**** INFORMATION SUPPLIED ****
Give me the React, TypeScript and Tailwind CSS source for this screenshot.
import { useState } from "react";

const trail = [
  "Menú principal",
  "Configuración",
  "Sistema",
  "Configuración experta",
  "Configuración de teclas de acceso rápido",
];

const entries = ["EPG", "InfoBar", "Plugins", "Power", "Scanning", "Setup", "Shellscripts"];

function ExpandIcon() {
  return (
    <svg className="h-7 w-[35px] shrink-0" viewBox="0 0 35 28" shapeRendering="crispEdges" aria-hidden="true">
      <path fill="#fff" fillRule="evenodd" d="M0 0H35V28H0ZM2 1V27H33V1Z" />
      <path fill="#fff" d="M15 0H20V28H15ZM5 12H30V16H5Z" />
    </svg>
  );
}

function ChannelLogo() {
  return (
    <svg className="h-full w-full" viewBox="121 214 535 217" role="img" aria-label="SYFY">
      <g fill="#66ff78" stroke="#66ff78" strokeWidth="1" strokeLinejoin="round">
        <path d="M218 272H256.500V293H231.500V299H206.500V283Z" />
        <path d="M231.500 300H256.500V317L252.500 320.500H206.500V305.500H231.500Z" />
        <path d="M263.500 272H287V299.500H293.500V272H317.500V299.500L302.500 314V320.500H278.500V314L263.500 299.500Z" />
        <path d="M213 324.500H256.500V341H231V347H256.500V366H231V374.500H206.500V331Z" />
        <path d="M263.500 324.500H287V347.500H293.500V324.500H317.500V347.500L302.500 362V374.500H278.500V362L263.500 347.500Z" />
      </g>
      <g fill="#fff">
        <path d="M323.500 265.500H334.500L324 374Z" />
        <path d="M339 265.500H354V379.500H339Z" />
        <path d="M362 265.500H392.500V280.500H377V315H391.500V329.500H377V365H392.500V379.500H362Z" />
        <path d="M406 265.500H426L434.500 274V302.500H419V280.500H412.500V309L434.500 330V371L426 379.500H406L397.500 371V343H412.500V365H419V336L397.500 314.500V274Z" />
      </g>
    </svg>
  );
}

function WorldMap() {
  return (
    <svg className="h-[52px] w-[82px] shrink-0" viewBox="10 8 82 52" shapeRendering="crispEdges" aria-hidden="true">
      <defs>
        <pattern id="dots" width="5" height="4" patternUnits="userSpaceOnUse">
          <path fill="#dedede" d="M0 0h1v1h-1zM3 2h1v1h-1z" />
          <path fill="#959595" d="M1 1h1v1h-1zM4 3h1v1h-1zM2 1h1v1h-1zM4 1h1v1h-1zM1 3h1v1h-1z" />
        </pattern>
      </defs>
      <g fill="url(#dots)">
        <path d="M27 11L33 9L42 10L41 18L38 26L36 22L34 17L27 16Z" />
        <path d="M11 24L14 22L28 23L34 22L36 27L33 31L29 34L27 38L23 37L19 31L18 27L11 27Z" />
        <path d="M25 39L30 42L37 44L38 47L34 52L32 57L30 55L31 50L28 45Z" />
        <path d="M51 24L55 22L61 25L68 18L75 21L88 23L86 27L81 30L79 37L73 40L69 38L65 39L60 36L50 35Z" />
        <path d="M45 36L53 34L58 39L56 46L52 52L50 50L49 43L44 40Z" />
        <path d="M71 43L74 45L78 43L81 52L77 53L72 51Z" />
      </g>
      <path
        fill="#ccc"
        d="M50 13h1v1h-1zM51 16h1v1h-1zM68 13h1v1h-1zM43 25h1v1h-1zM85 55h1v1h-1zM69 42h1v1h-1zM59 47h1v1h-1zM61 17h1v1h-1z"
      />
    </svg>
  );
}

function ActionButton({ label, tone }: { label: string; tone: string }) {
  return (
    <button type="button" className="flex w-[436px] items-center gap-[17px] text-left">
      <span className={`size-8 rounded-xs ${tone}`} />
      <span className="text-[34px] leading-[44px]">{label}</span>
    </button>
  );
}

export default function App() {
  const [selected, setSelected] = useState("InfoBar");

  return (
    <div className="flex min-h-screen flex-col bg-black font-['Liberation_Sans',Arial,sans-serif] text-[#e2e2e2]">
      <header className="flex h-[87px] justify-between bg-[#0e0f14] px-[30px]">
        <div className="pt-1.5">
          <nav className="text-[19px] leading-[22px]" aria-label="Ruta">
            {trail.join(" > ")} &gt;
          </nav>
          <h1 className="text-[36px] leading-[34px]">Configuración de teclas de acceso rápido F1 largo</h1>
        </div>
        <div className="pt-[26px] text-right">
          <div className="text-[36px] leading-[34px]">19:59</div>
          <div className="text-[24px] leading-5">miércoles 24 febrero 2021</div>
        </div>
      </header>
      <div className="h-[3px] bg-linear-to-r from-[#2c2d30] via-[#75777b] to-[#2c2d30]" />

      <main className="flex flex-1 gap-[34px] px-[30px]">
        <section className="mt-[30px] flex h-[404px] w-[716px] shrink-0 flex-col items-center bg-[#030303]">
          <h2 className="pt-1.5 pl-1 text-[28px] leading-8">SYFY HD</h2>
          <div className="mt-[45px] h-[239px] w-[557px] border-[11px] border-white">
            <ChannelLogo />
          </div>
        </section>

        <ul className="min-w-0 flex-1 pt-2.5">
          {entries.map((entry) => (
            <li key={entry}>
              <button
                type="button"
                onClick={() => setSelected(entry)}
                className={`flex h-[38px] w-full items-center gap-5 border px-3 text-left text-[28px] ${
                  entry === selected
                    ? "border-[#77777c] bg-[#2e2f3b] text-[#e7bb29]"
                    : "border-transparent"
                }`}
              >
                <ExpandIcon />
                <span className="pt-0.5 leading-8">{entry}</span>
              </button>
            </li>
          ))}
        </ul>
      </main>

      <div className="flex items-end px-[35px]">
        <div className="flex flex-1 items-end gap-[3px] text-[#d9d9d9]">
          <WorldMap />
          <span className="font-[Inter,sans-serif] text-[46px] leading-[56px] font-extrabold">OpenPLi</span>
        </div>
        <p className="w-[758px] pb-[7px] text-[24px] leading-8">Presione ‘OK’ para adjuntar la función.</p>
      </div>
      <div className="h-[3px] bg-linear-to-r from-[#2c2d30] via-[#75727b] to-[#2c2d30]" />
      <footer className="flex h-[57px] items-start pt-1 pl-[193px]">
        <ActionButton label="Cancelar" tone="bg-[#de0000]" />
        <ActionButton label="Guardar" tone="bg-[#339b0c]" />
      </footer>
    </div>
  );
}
****
**** INFORMATION SUPPLIED ****
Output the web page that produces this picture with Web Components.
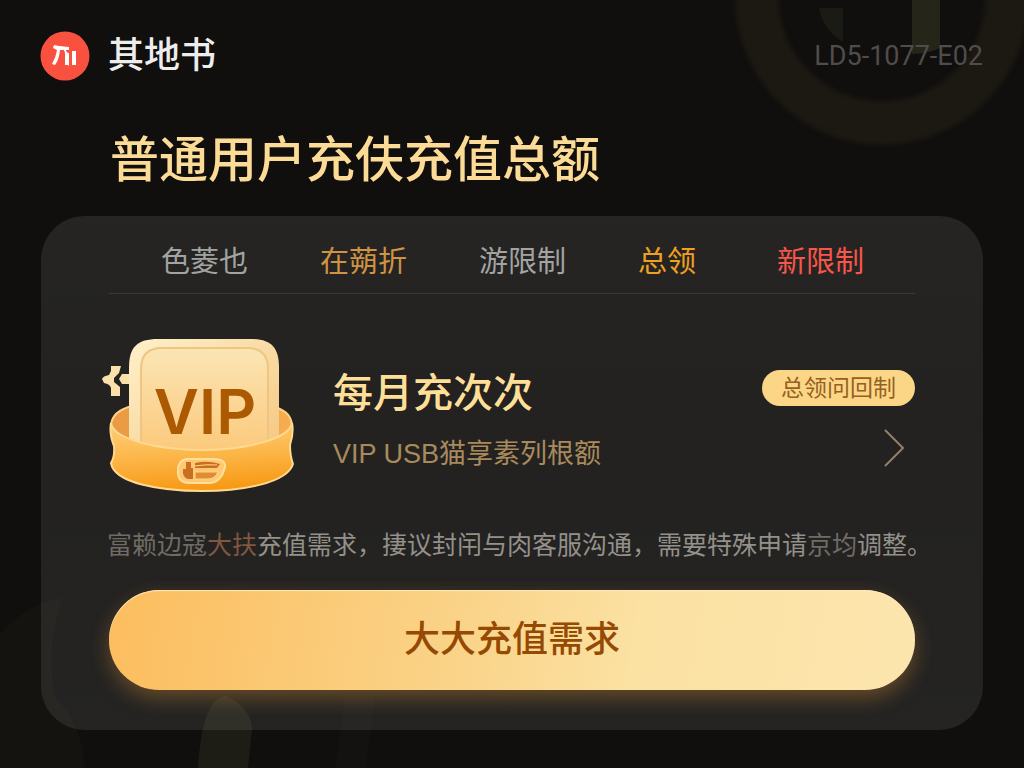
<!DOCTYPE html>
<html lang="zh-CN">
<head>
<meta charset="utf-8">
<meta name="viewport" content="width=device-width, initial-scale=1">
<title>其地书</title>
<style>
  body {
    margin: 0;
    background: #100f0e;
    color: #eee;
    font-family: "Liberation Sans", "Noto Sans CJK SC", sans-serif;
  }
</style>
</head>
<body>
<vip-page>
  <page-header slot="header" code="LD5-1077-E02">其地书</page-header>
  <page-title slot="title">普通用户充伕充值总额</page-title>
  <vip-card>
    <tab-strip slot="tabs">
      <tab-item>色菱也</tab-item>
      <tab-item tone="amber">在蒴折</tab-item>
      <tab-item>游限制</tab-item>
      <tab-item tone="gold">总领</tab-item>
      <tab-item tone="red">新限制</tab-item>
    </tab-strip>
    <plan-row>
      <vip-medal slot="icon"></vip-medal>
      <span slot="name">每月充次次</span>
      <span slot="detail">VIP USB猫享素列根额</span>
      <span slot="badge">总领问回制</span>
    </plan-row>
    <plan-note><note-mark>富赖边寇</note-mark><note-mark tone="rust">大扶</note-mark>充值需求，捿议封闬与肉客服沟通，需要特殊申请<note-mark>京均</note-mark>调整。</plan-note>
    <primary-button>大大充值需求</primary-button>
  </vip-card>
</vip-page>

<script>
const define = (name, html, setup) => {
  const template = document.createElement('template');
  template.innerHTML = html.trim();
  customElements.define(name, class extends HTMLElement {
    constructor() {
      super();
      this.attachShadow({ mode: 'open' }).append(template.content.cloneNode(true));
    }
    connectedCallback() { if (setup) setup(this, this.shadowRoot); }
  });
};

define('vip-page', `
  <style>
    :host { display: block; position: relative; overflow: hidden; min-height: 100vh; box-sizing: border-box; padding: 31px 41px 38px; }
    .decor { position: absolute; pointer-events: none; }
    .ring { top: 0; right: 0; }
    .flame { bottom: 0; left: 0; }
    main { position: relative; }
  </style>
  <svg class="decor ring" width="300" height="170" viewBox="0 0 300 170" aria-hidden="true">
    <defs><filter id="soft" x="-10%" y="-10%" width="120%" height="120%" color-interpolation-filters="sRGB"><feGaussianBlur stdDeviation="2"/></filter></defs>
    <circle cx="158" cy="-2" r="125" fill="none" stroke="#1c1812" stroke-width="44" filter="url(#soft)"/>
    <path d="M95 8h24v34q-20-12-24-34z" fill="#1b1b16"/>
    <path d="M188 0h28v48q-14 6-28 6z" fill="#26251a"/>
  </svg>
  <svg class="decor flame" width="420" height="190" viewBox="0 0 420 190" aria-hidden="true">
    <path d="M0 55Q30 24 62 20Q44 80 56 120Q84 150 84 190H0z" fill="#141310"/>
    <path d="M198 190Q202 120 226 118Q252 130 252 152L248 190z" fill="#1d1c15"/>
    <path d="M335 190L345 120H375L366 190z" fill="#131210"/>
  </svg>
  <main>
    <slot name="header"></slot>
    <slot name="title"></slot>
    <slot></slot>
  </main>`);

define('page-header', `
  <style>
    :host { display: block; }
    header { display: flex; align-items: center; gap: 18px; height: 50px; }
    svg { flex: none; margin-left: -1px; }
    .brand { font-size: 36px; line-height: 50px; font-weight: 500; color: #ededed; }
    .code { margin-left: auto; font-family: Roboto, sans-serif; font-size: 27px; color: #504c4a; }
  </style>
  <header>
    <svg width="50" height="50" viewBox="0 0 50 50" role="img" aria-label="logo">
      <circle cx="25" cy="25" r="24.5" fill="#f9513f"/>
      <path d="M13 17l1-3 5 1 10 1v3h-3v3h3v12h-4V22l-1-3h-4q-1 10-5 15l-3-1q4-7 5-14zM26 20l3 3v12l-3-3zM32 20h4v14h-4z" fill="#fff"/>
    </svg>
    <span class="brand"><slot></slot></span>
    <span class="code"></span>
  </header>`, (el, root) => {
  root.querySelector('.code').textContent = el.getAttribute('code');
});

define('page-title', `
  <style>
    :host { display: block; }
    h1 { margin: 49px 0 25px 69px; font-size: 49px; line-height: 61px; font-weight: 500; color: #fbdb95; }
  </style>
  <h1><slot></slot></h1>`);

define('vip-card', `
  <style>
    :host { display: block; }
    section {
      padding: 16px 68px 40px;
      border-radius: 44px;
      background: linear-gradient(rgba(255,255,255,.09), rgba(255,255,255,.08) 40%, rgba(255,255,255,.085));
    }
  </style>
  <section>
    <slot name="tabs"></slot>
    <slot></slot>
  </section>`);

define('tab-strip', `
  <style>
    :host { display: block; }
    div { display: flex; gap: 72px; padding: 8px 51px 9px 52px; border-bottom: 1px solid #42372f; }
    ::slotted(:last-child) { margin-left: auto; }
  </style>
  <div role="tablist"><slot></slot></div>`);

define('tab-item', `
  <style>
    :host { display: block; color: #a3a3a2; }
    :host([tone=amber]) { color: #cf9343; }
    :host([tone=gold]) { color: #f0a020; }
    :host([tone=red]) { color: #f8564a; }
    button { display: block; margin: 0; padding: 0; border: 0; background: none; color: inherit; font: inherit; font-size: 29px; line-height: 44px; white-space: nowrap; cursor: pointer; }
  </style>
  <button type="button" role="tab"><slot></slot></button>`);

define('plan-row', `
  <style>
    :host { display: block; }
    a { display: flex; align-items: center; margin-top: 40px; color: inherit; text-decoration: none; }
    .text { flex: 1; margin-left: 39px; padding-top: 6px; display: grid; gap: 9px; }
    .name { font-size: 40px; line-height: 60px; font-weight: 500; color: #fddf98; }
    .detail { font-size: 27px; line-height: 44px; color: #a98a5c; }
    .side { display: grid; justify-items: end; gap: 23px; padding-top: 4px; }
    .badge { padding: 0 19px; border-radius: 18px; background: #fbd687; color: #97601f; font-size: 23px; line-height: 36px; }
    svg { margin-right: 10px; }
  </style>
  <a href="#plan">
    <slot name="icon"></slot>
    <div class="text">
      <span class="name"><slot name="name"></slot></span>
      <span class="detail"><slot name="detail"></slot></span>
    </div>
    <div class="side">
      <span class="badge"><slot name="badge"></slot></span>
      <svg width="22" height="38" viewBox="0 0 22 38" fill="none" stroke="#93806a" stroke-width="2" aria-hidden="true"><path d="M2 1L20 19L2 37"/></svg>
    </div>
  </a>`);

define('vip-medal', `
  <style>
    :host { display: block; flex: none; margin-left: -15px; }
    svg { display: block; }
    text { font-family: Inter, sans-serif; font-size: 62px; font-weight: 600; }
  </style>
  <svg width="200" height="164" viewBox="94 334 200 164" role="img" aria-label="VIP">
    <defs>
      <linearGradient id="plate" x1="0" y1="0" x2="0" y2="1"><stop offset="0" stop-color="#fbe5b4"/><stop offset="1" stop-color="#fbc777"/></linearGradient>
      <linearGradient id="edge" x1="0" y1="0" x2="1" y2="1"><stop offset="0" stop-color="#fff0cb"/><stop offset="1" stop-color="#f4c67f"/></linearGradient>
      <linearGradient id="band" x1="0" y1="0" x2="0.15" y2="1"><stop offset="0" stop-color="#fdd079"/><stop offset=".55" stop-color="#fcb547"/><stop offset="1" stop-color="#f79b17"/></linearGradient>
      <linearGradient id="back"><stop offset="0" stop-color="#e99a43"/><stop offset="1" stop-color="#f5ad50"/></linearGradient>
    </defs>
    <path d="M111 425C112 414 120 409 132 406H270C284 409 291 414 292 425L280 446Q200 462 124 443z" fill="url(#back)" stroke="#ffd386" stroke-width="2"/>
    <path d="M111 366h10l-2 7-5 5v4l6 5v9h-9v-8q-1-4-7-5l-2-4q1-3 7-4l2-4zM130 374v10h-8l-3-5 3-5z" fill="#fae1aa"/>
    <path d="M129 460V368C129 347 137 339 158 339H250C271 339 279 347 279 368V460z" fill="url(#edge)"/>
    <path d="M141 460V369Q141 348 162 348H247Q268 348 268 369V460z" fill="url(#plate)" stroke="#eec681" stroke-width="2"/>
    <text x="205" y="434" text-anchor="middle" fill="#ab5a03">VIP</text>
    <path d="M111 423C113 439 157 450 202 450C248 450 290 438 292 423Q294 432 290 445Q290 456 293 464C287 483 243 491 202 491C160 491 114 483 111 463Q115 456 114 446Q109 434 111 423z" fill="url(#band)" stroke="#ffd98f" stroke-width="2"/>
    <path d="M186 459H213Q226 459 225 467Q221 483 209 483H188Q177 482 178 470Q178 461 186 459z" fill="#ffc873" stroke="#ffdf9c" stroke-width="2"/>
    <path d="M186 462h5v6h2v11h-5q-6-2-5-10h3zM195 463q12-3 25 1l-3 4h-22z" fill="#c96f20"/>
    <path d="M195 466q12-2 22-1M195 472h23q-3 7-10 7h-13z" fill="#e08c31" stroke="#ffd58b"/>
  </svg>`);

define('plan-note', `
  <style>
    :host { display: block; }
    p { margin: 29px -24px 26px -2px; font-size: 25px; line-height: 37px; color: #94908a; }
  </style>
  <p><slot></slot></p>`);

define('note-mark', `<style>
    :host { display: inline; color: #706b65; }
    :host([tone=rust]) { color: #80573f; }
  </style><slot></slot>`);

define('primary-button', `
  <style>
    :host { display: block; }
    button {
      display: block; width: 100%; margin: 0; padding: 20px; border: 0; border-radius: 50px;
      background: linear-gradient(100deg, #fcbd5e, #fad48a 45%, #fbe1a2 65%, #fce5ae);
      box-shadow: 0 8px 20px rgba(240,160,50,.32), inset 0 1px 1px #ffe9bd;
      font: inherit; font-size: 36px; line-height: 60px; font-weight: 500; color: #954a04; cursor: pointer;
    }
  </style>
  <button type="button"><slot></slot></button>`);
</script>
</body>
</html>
****
Beginning at the line above that contains "Output the web", repeat each line exactly through the one that contains "</vip-page>", and leave out the pictures.

Output the web page that produces this picture with Web Components.
<!DOCTYPE html>
<html lang="zh-CN">
<head>
<meta charset="utf-8">
<meta name="viewport" content="width=device-width, initial-scale=1">
<title>其地书</title>
<style>
  body {
    margin: 0;
    background: #100f0e;
    color: #eee;
    font-family: "Liberation Sans", "Noto Sans CJK SC", sans-serif;
  }
</style>
</head>
<body>
<vip-page>
  <page-header slot="header" code="LD5-1077-E02">其地书</page-header>
  <page-title slot="title">普通用户充伕充值总额</page-title>
  <vip-card>
    <tab-strip slot="tabs">
      <tab-item>色菱也</tab-item>
      <tab-item tone="amber">在蒴折</tab-item>
      <tab-item>游限制</tab-item>
      <tab-item tone="gold">总领</tab-item>
      <tab-item tone="red">新限制</tab-item>
    </tab-strip>
    <plan-row>
      <vip-medal slot="icon"></vip-medal>
      <span slot="name">每月充次次</span>
      <span slot="detail">VIP USB猫享素列根额</span>
      <span slot="badge">总领问回制</span>
    </plan-row>
    <plan-note><note-mark>富赖边寇</note-mark><note-mark tone="rust">大扶</note-mark>充值需求，捿议封闬与肉客服沟通，需要特殊申请<note-mark>京均</note-mark>调整。</plan-note>
    <primary-button>大大充值需求</primary-button>
  </vip-card>
</vip-page>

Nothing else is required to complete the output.